● Records for the exercise
● ● ● ● ● ● ●
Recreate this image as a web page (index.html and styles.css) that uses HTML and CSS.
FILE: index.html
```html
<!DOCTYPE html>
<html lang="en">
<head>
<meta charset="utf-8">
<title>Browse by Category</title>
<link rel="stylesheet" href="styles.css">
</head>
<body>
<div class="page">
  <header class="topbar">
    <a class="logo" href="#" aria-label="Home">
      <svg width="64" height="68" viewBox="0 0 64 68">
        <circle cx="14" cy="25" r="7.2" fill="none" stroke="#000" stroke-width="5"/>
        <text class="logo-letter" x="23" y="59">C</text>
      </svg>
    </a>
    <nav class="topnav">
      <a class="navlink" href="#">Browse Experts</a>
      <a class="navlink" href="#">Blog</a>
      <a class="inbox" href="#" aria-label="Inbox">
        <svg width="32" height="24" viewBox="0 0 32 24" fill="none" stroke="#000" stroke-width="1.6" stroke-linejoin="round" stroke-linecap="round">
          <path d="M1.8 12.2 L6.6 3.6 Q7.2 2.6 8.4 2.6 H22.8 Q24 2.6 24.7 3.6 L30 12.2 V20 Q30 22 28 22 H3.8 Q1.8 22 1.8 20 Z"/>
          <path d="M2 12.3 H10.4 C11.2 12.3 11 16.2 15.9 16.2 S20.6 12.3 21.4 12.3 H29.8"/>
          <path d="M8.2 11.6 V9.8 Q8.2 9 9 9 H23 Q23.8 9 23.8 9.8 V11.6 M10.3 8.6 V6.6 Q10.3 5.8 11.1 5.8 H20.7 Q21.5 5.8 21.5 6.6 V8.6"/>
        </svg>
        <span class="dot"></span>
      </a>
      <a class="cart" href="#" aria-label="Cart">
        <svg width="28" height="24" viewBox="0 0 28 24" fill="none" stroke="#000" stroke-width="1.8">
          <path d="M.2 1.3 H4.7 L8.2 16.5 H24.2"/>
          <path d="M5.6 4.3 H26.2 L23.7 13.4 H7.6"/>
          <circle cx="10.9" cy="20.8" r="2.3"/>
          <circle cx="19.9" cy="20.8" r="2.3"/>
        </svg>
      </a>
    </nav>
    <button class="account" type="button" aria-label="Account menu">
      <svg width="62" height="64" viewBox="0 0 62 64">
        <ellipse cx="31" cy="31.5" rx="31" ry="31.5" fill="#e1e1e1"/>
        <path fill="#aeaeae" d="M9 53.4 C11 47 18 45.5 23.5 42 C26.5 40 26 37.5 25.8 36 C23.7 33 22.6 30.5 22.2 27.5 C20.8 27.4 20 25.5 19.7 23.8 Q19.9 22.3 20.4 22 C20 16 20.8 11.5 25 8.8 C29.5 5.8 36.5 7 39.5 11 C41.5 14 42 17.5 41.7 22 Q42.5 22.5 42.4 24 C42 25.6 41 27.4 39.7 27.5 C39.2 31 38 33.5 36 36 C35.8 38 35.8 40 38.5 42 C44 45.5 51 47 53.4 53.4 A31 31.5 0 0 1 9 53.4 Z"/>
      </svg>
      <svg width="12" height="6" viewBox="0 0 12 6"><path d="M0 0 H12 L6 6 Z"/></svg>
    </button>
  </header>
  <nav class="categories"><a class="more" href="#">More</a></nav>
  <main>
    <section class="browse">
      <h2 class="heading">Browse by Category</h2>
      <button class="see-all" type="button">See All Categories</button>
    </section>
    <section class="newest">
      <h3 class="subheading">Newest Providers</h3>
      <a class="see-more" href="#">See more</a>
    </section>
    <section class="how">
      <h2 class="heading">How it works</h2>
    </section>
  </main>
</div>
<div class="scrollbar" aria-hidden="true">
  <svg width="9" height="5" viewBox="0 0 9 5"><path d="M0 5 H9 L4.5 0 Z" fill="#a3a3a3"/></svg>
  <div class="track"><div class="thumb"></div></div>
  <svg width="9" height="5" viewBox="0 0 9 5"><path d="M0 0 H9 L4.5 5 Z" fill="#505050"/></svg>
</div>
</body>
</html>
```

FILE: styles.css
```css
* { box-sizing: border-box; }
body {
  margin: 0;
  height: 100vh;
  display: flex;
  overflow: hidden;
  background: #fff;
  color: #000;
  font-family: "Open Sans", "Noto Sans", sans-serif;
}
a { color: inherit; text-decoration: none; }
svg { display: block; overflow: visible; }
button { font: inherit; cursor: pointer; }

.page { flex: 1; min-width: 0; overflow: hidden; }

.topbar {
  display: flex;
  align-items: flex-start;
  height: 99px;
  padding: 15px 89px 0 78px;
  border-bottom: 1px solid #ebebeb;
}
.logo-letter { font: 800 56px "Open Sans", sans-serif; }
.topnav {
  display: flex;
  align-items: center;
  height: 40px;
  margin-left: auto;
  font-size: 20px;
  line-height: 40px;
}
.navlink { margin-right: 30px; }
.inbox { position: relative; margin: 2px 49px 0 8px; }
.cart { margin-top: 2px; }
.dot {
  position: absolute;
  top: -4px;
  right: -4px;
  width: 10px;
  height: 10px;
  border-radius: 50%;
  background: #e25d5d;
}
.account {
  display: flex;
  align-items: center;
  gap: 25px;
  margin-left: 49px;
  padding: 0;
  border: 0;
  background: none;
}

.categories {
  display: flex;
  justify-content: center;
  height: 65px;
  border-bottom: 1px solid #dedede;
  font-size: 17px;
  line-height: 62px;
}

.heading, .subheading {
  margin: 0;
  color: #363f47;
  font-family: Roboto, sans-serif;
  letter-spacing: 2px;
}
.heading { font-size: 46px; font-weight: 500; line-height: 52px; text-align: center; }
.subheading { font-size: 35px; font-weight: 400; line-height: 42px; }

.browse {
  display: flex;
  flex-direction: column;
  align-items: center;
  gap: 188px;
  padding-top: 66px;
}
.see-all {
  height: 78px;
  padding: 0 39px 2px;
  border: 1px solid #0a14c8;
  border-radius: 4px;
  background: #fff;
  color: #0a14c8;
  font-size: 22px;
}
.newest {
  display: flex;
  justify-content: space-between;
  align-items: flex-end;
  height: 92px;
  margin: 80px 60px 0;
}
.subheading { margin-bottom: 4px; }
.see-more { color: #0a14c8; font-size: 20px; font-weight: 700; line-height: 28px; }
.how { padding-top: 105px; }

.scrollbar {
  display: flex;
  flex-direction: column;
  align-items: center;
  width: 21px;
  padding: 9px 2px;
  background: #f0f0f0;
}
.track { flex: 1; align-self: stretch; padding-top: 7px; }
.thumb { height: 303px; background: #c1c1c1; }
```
● ● ● ● ● ● ●
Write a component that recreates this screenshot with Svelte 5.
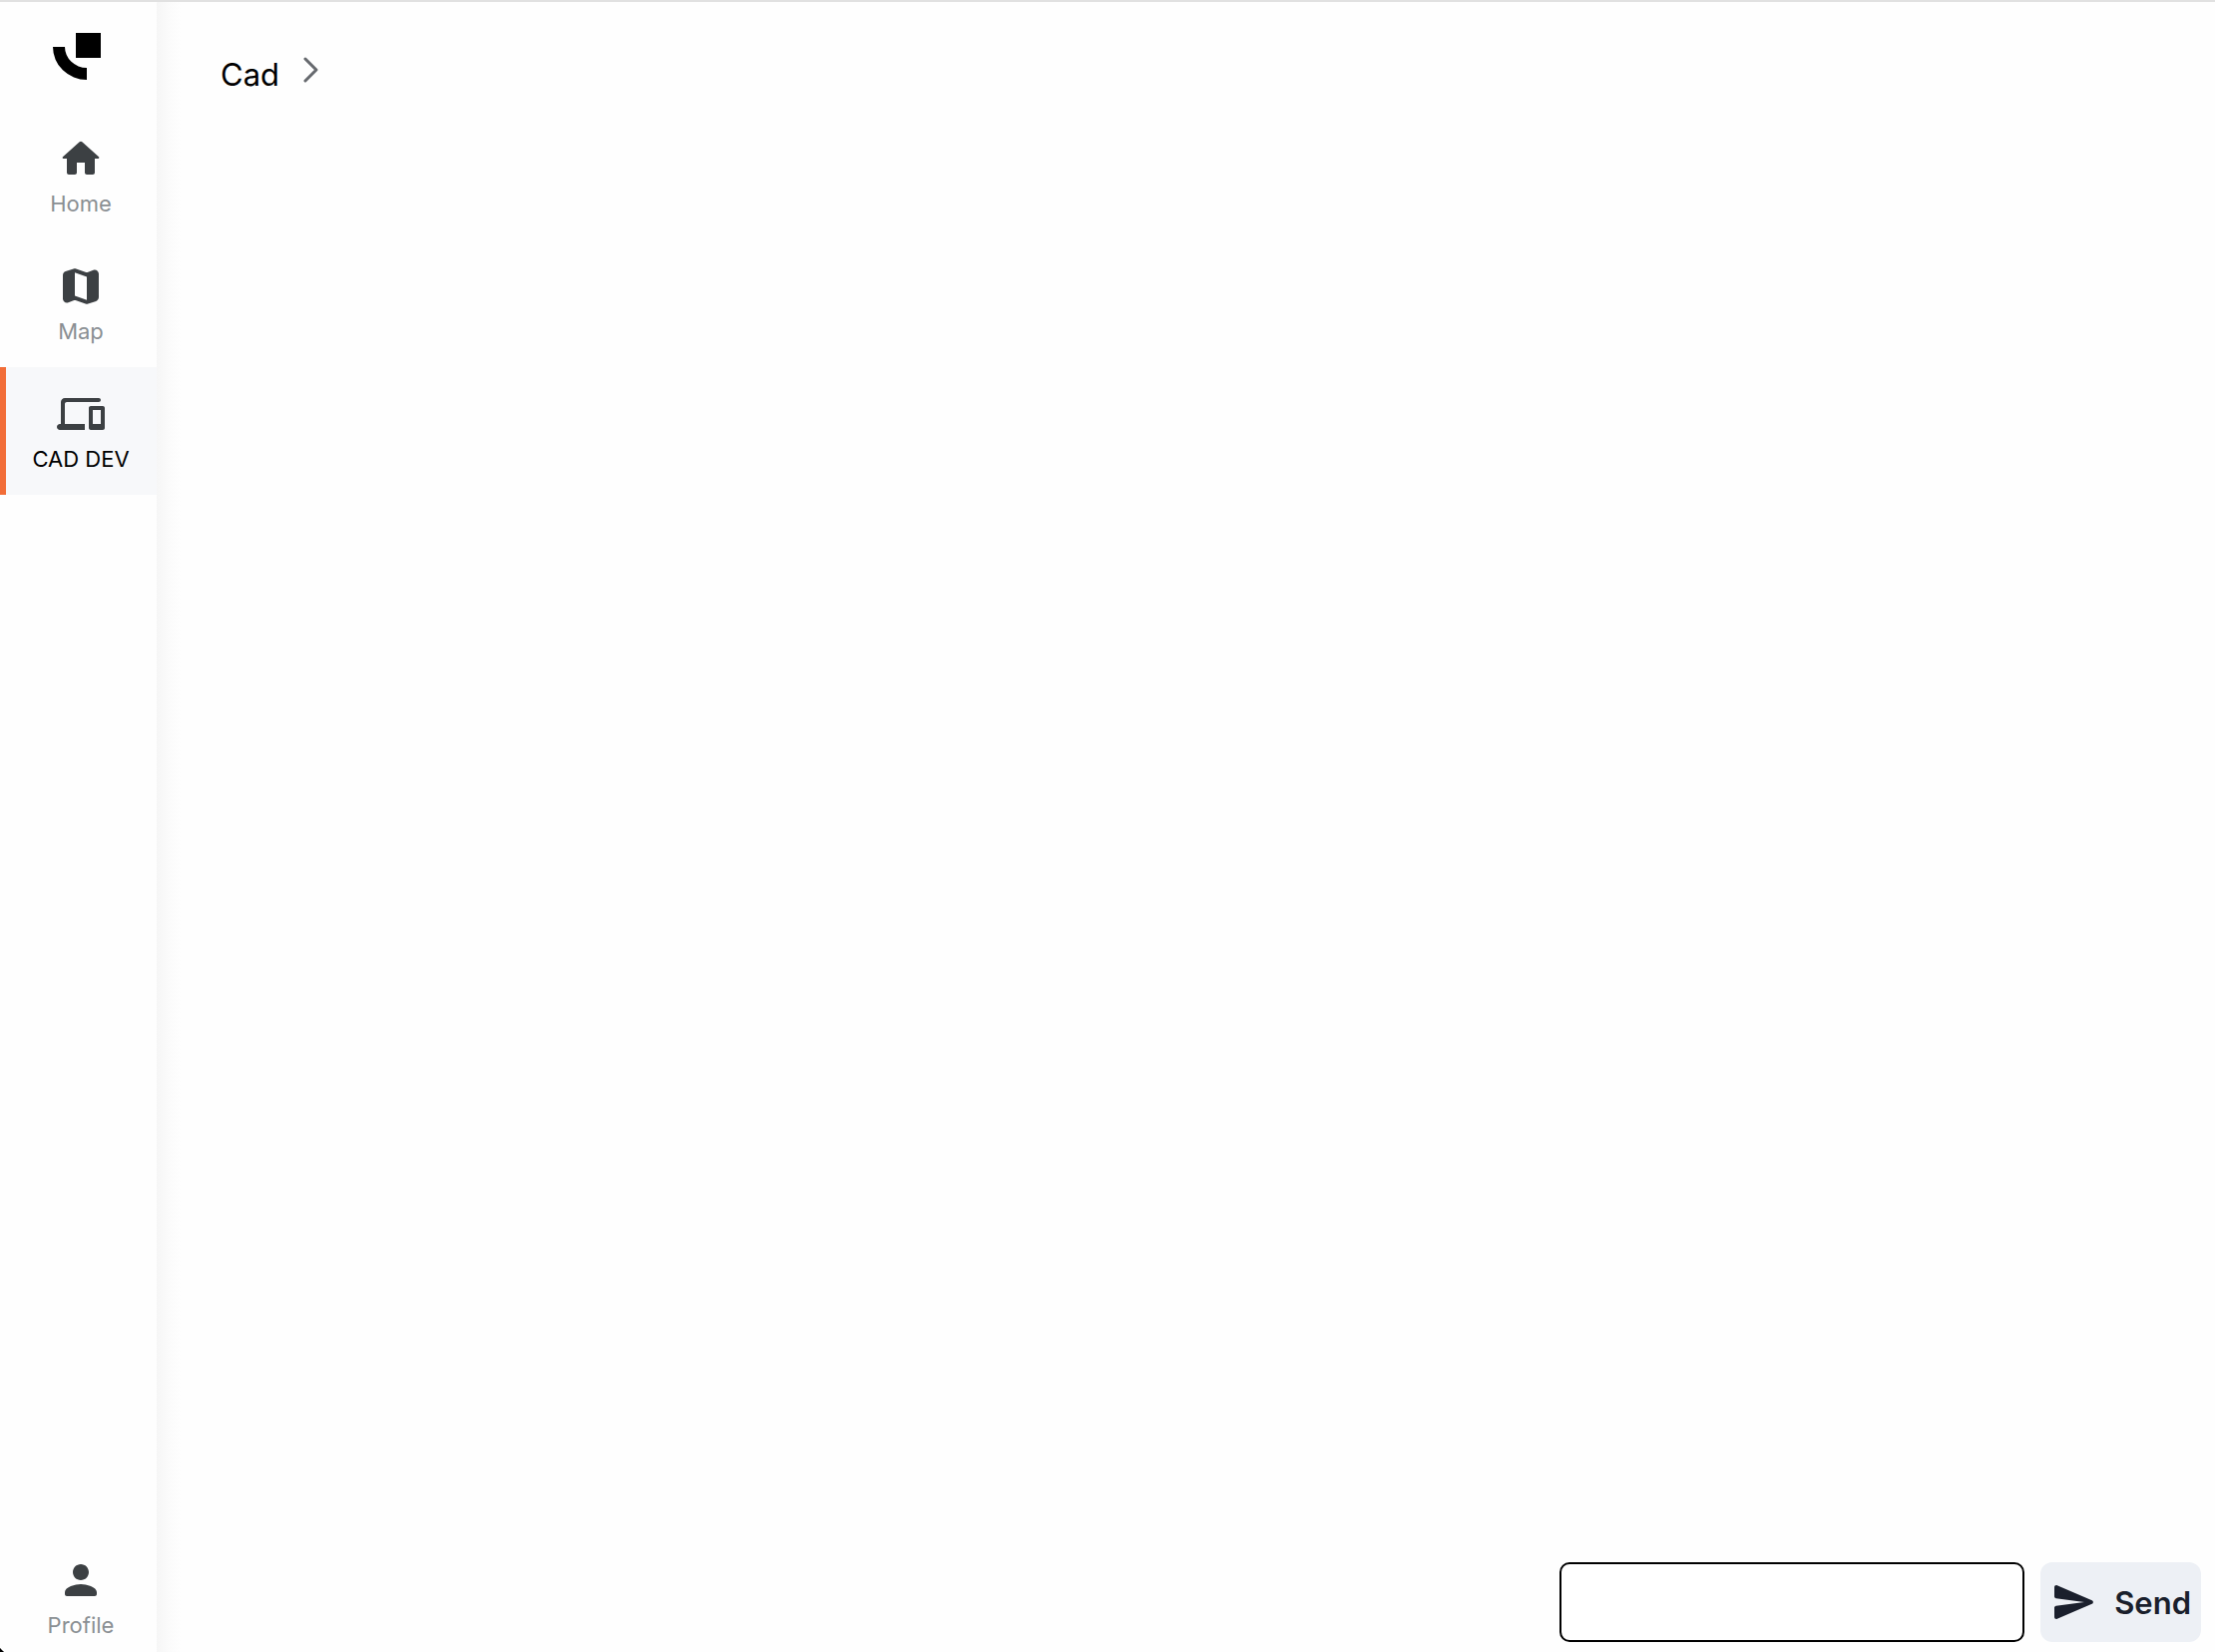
● ● ● ● ● ● ●
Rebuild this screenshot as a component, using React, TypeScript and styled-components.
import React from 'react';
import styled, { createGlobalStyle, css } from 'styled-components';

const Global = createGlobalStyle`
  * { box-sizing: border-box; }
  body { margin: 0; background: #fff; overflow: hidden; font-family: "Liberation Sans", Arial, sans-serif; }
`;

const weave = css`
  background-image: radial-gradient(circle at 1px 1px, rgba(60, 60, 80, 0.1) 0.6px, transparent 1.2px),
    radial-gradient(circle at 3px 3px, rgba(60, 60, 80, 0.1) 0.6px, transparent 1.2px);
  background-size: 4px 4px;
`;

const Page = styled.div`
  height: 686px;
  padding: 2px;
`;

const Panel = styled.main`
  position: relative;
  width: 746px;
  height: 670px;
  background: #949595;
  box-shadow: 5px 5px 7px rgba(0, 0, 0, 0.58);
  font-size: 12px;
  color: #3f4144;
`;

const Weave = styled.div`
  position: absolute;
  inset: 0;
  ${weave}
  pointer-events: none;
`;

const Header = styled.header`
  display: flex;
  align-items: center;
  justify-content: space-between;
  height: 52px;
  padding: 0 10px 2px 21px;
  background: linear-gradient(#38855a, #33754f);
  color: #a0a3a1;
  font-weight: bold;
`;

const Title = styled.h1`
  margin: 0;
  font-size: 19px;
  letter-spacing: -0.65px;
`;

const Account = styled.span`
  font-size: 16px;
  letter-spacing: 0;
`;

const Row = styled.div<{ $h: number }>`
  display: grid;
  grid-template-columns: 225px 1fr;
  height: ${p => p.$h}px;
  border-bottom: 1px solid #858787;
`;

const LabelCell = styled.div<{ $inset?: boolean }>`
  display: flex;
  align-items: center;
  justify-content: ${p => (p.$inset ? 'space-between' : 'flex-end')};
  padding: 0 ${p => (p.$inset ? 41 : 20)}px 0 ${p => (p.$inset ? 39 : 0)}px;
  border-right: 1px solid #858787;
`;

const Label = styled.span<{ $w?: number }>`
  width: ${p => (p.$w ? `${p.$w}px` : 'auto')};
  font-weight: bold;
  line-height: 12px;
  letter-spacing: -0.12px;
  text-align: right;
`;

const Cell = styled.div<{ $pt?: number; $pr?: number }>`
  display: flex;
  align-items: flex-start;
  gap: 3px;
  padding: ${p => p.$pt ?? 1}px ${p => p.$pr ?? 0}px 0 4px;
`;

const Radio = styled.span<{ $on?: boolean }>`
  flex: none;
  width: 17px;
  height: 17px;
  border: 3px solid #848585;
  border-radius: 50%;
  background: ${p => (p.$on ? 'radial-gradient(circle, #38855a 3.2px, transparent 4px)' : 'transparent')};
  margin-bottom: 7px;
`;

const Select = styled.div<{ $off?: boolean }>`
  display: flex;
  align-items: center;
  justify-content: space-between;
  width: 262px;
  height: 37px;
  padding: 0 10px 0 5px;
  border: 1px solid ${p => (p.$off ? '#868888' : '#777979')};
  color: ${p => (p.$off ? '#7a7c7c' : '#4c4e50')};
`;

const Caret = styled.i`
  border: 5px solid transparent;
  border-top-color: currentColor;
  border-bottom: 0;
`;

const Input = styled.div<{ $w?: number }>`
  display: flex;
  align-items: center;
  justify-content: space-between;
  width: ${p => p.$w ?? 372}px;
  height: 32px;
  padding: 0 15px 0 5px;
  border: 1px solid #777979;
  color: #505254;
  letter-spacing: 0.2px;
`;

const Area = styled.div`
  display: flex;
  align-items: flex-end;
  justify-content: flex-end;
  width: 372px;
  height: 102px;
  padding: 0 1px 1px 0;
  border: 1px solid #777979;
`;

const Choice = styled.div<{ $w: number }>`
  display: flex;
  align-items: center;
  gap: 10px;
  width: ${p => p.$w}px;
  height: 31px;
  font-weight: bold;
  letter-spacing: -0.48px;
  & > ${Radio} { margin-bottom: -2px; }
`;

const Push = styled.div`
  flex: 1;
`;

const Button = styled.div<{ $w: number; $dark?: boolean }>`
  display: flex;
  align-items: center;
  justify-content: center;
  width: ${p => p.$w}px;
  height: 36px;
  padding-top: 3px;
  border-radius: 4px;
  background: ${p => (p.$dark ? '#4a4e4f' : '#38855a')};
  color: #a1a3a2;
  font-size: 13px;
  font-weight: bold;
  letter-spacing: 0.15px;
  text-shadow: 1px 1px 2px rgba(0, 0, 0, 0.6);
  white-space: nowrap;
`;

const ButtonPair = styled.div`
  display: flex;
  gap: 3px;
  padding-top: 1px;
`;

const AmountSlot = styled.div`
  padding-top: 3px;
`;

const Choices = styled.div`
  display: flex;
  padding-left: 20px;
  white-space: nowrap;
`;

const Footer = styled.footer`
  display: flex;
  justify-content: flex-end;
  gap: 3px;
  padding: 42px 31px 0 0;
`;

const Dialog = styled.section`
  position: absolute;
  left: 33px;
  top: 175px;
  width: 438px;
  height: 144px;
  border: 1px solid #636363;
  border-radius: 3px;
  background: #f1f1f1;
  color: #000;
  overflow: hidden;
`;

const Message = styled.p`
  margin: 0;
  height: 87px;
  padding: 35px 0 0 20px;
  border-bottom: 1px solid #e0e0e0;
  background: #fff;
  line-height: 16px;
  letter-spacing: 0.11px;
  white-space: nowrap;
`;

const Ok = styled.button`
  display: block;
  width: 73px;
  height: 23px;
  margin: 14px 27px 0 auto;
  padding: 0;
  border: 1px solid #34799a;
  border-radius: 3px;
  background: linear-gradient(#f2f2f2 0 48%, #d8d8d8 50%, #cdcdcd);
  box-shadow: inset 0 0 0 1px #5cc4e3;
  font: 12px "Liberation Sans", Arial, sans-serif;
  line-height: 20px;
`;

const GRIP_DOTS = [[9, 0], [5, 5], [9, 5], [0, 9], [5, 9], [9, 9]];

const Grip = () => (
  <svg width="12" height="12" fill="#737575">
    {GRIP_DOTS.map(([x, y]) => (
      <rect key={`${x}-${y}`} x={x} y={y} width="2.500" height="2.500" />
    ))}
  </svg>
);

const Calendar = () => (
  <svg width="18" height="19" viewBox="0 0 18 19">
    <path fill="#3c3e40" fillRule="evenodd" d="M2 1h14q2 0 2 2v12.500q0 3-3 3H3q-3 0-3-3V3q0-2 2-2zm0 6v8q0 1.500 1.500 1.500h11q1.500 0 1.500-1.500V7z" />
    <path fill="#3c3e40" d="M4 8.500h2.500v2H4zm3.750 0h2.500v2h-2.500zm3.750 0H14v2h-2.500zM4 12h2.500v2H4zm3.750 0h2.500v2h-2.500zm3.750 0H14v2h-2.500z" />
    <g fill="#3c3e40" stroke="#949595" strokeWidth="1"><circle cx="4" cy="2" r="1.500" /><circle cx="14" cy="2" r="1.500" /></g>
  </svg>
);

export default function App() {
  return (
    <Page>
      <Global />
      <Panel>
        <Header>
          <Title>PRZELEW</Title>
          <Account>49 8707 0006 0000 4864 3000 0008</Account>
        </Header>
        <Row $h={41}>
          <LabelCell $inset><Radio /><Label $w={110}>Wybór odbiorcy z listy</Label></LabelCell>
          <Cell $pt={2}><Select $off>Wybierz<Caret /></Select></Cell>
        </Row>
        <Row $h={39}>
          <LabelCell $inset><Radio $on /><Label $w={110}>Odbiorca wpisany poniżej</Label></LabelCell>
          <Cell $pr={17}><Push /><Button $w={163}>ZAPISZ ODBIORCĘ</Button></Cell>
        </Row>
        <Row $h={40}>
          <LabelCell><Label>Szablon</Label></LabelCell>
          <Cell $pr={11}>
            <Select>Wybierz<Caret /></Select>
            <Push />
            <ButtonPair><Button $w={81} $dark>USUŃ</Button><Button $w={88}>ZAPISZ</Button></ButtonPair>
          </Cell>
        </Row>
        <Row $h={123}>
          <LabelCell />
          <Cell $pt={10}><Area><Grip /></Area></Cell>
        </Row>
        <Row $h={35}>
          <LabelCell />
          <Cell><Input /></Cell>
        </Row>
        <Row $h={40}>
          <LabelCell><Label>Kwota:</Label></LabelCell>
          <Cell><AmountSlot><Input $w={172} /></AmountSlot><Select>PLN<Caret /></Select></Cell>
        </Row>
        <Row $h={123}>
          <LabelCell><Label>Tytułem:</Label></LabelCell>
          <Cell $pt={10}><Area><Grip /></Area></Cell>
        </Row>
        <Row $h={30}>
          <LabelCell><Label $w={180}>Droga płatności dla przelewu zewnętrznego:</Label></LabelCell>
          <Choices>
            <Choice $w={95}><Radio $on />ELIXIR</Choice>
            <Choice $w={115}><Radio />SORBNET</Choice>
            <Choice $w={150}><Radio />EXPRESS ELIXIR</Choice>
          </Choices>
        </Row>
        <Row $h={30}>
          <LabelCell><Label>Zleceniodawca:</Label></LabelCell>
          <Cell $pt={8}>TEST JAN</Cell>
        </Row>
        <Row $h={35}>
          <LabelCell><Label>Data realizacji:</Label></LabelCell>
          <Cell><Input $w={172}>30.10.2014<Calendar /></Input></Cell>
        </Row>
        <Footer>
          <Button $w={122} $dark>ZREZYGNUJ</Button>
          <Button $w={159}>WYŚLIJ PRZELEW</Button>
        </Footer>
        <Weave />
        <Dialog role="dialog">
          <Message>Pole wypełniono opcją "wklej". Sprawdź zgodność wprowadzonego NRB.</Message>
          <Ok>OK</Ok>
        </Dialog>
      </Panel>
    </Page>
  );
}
● ● ● ● ● ● ●
● What is needed
Review the material and copy each line in which the word "image" appears.

● Solution to this task
Recreate this image as a web page (index.html and styles.css) that uses HTML and CSS.
  background-image: radial-gradient(circle at 1px 1px, rgba(60, 60, 80, 0.1) 0.6px, transparent 1.2px),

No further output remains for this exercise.